The 1991 and 1999 Johnson cases interpreted an earlier version of the guidelines, in which "brandished" was defined to mean that "the weapon was pointed or waved about, or displayed in a threatening manner." The definition of "brandished" we used in those cases is consistent with the definition under the current guidelines.
Consonant with these decisions, the District Court correctly found that pointing a gun at the head of the assistant manager and ordering her to empty money into a garbage bag was a "specific threat" directed at her and was precisely the type of conduct which satisfies the "otherwise used" requirement. Neither the guidelines nor the caselaw requires infliction of the violent physical contact Orr suggests or a verbalized threat to harm the victim in order to constitute "otherwise used."
Other courts of appeals have reached similar conclusions on similar facts. See, e.g., United States v. Wooden, 169 F.3d 674, 676 (11th Cir. 1999) (pointing a handgun at the victim's head one-half inch away constituted "otherwise use"); United States v. Taylor, 135 F.3d 478, 482-83 (7th Cir. 1998) (poking a gun into the bank employee's back while directing her to produce money was "otherwise use" of that weapon); United States v.
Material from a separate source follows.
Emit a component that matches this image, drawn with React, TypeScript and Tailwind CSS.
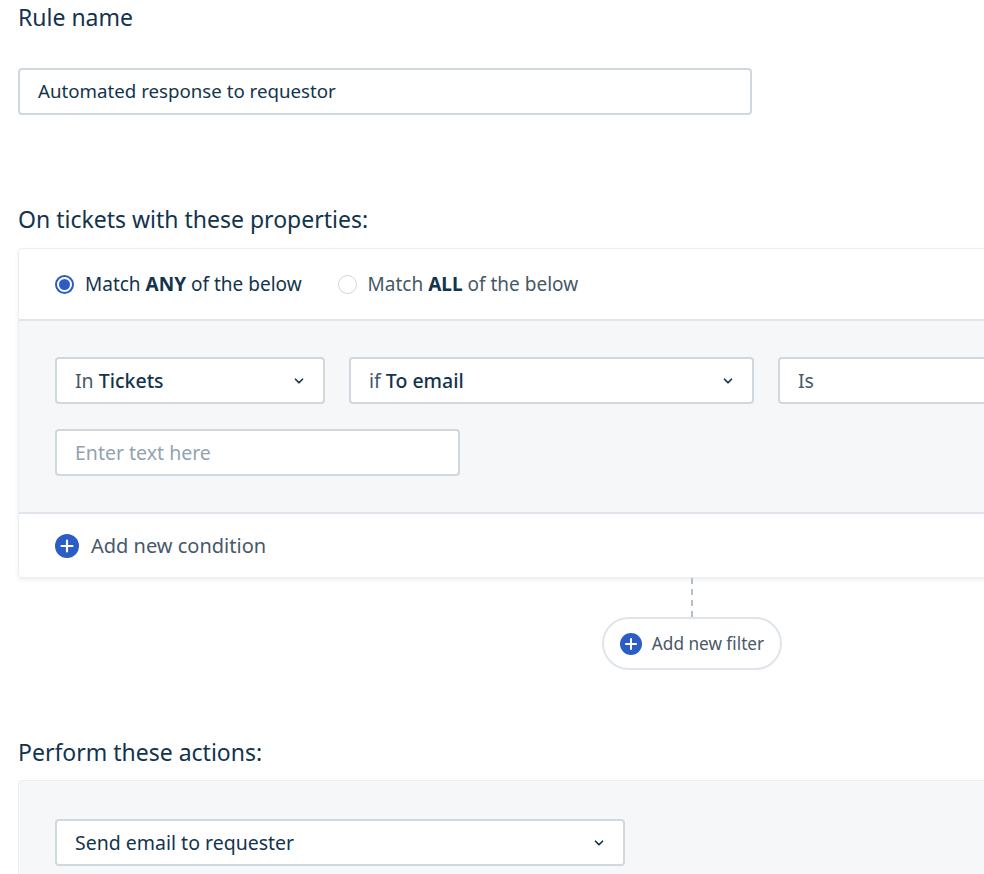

Elkins, 16 F.3d 952, 953-54 (8th Cir. 1994) (forcing a bank patron at knife-point to enter the bank parking lot and surrender the car keys was "otherwise use"); United States v. Roberts, 898 F.2d 1465, 1470 (10th 1990) (placing a knife against the victim's throat from behind while demanding money at the automatic teller machine constituted "otherwise use").
For the foregoing reasons, we will affirm the judgment of the District Court.